FIG. 1 illustrates a schematic representation of a block diagram of a system 100 for compressing and decompressing images according to an aspect. The system 100 comprises a device 300 to determine an image in a textual form coupled with a device 400 to provide an image from a text. The devices 300, 400 may operate independently from each other. In addition, the devices 300 and 400 may be coupled via a memory 101. The devices 300, 400 may be operationally coupled via a network 102. In an embodiment, the image decompression device 400 may retrieve data stored on the image compression device 300 over the network 102. In an embodiment, the image compression device 300 may store data on a remote memory storage, such as in a cloud, and the image decompression device 400 may retrieve the data from the cloud over the network 102. The network 102 may comprise a wireless local area network (WLAN) connection, a short-range wireless network connection such as for example a Bluetooth, NFC (near-field communication), or RFID connection, a local wired connection such as for example a local area network (LAN) connection or a universal serial bus (USB) connection, or a wired Internet connection. The system 100 may further comprise a device 500 configured for capturing images. The device 500 may assist the device 300 by providing the images for compression. The device 300, the device 500 and the device 400 may be embodied as separate devices, or one or more of the devices 300, 400, 500 may be comprised in a single device, for example as dedicated software and/or hardware components. FIG. 2 illustrates a schematic representation of a block diagram of an apparatus 200 configured to perform a functionality according to an embodiment. The apparatus 200 may comprise a computing device such as for example a mobile phone, a tablet computer, a laptop, or the like. Although the apparatus 200 is illustrated as a single device it is appreciated that, wherever applicable, functions of the apparatus 200 may be distributed to a plurality of devices, for example to implement example embodiments as a cloud computing service. In an embodiment, the apparatus 200 may be the device 300 to determine an image in a textual form, the device 400 to provide an image from a text, the device 500 to capture an image based on a text, or a combination thereof.

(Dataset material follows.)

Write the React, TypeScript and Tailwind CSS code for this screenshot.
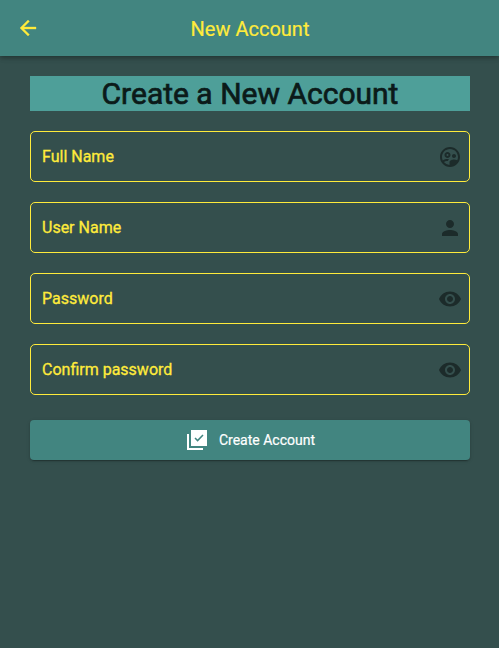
import React from "react";
import { MdOutlineSupervisedUserCircle, MdPerson, MdRemoveRedEye } from "react-icons/md";

const fields = [
  { label: "Full Name", Icon: MdOutlineSupervisedUserCircle },
  { label: "User Name", Icon: MdPerson },
  { label: "Password", Icon: MdRemoveRedEye },
  { label: "Confirm password", Icon: MdRemoveRedEye },
];

function BackIcon() {
  return (
    <svg width="24" height="24" viewBox="0 0 24 24" fill="currentColor" stroke="currentColor" strokeWidth="0.35" aria-hidden="true">
      <path d="M20 11H7.83l5.59-5.59L12 4l-8 8 8 8 1.41-1.41L7.83 13H20v-2z" />
    </svg>
  );
}

function LibraryCheckIcon() {
  return (
    <svg width="24" height="24" viewBox="0 0 24 24" fill="currentColor" aria-hidden="true">
      <path d="M22 2H6v16h16V2zM4 6H2v16h16v-2H4V6z" />
      <path d="M10 10l2.6 2.6L18 7" fill="none" stroke="#428580" strokeWidth="1.5" />
    </svg>
  );
}

export default function App() {
  return (
    <div className="flex h-screen w-full flex-col bg-[#344f4d] font-['Roboto',sans-serif]">
      <header className="z-10 flex h-14 shrink-0 items-center bg-[#428580] px-4 text-[#ffeb3b] shadow-[0_2px_4px_-1px_rgba(0,0,0,0.2),0_2px_5px_rgba(0,0,0,0.14),0_1px_8px_rgba(0,0,0,0.08)]">
        <button className="flex w-6 justify-center" aria-label="Back">
          <BackIcon />
        </button>
        <h1 className="flex-1 pr-[23px] pt-0.5 text-center text-xl font-normal [-webkit-text-stroke:0.2px_currentColor]">New Account</h1>
      </header>
      <main className="flex flex-col gap-5 px-[30px] pt-5 pr-[29px]">
        <h2 className="h-[35px] bg-[#4e9f99] text-center text-[30px] leading-[35px] font-normal text-[#0b1a19] [-webkit-text-stroke:0.7px_currentColor]">Create a New Account</h2>
        {fields.map(({ label, Icon }) => (
          <div key={label} className="flex h-[51px] items-center justify-between rounded-[5px] border border-[#ffeb3b] pr-[7px] pl-[11px] text-base text-[#ffeb3b] [-webkit-text-stroke:0.3px_currentColor]">
            <span>{label}</span>
            <Icon size={24} color="#1c2b2a" />
          </div>
        ))}
        <button className="mt-[5px] flex h-10 items-center justify-center gap-2.5 rounded-[4px] bg-[#428580] text-sm text-white shadow-[0_3px_1px_-2px_rgba(0,0,0,0.2),0_1px_2px_rgba(0,0,0,0.14),0_1px_4px_rgba(0,0,0,0.1)] [-webkit-text-stroke:0.2px_currentColor]">
          <LibraryCheckIcon />
          Create Account
        </button>
      </main>
    </div>
  );
}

The apparatus 200 may comprise at least one processor 201 and a memory 202. The memory 202 may comprise a program code 203 which, when executed on the processor 201 causes the apparatus 200 to perform embodiments of the operations and functionality described. For example, the at least one processor 201 may comprise one or more of various processing devices, such as for example a co-processor, a microprocessor, a controller, a digital signal processor (DSP), a processing circuitry with or without an accompanying DSP, or various other processing devices. Alternatively, or in addition, the functionality described herein can be performed, at least in part, by one or more hardware logic components. For example, and without limitation, illustrative types of hardware logic components that can be used include Field-programmable Gate Arrays (FPGAs), Program-specific Integrated Circuits (ASICs), Program-specific Standard Products (ASSPs), System-on-a-chip systems (SOCs), Complex Programmable Logic Devices (CPLDs), Graphics Processing Units (GPUs).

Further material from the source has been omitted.